Take a look in the Bible. The New Testament writers never sugar-coated the challenges of ministry, but even in Paul’s list of hardships he endured for the sake of the gospel, he chided himself, saying, “I am out of my mind to talk like this.”
And that’s a man who was under Roman persecution! If a pastor in modern-day America (or Canada, or Europe, or … ) feels we’re under pressure equivalent to the Apostle Paul, a lot of it has to be self-inflicted.
Pastoring shouldn’t be as hard as we make it.
With that in mind, I’ve assembled a short list that has helped me make the task of pastoring less burdensome and far more joyful.
1. Start being a martyr.
Many of us work ridiculous hours in ministry, and not always because we need to, or even because others expect it of us. Many of us just have this desperate need to be everyone’s hero. Much of the reason our task is harder than it should be is that we’re doing a lot of jobs we shouldn’t be doing.
As I said earlier, I’m convinced that many pastors like hearing that our job is hard. We thrive on it.
Yes, martyrdom is sometimes considered one of the spiritual gifts, but I’m pretty sure Paul was talking about the kind of gift you only get to use once—not the gift that keeps on giving.
Much of that martyr syndrome comes from guilt. We feel guilty if we’re not doing everything for everyone. But no church can get healthy, and no pastor can stay healthy, that way.
Instead, we need to let a lot of tasks go. And the best way to do that is . . .
2. Start making disciples
If a church can’t run without the pastor doing everything, it isn’t healthy. And neither is its pastor.

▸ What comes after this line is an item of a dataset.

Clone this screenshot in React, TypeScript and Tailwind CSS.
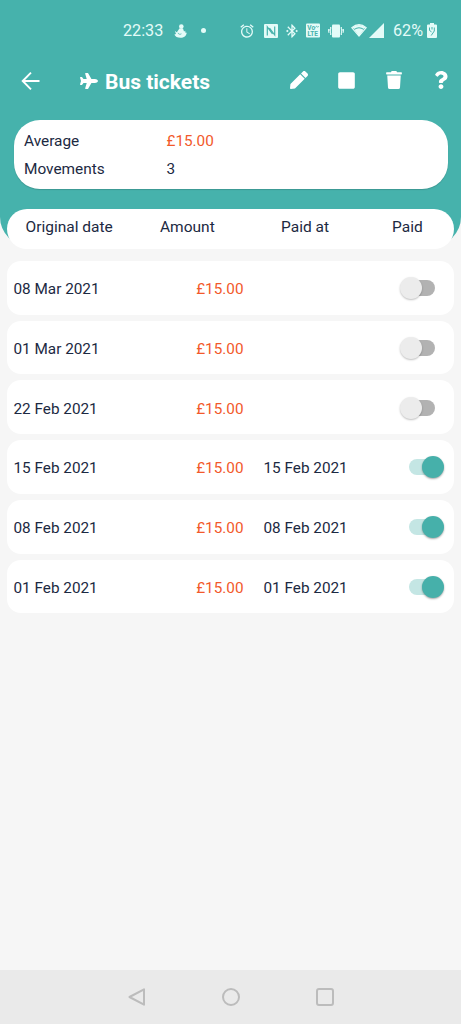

No, it’s not easy to make mature disciples. And you don’t get a church filled with them in a week, a month or a year. It’s likely to take a decade or more of hard work. It took longer than that for me and my church.
I know it often seems like it’s easier just to do certain jobs yourself. And in the short run, it usually is. But in the long run, it will ruin you—and cripple your church.
Jesus sent the 72 disciples out before they were fully prepared. They didn’t even realize that salvation mattered more than signs and wonders.
But going out two-by-two, doing the best they could, then meeting back with Jesus for an assessment of the task was an essential part of learning to do ministry themselves. And it was central to Jesus’ discipleship process.
3. Stop obsessing over growth–or lack of growth.
Do I really need to go over this one again?
If pastoring really is as hard as Drucker says, let’s be grateful to God for a healthy church, without adding the unrealistic burden of continual growth as a completely unnecessary brick to our load.
4. Listen to your own (and Jesus’) advice.
How many sermons have we preached on “my yoke is easy and my burden is light,” only to walk out of church with the weight of the world on our own shoulders?
How many times have we taught our church about the value of sabbath while working 24/7 ourselves?
How many times have we told people to put their family first, but have put off our own family evenings for church work?
How often have we encouraged people about the value of daily devotions, then go all week without opening our own Bible—only to scramble through it on a Saturday night looking for sermon material?
How many more pastors have to burn themselves out like this before we realize …
It doesn’t have to be this hard.
So what do you think? Have you put an unnecessary burden on yourself in ministry?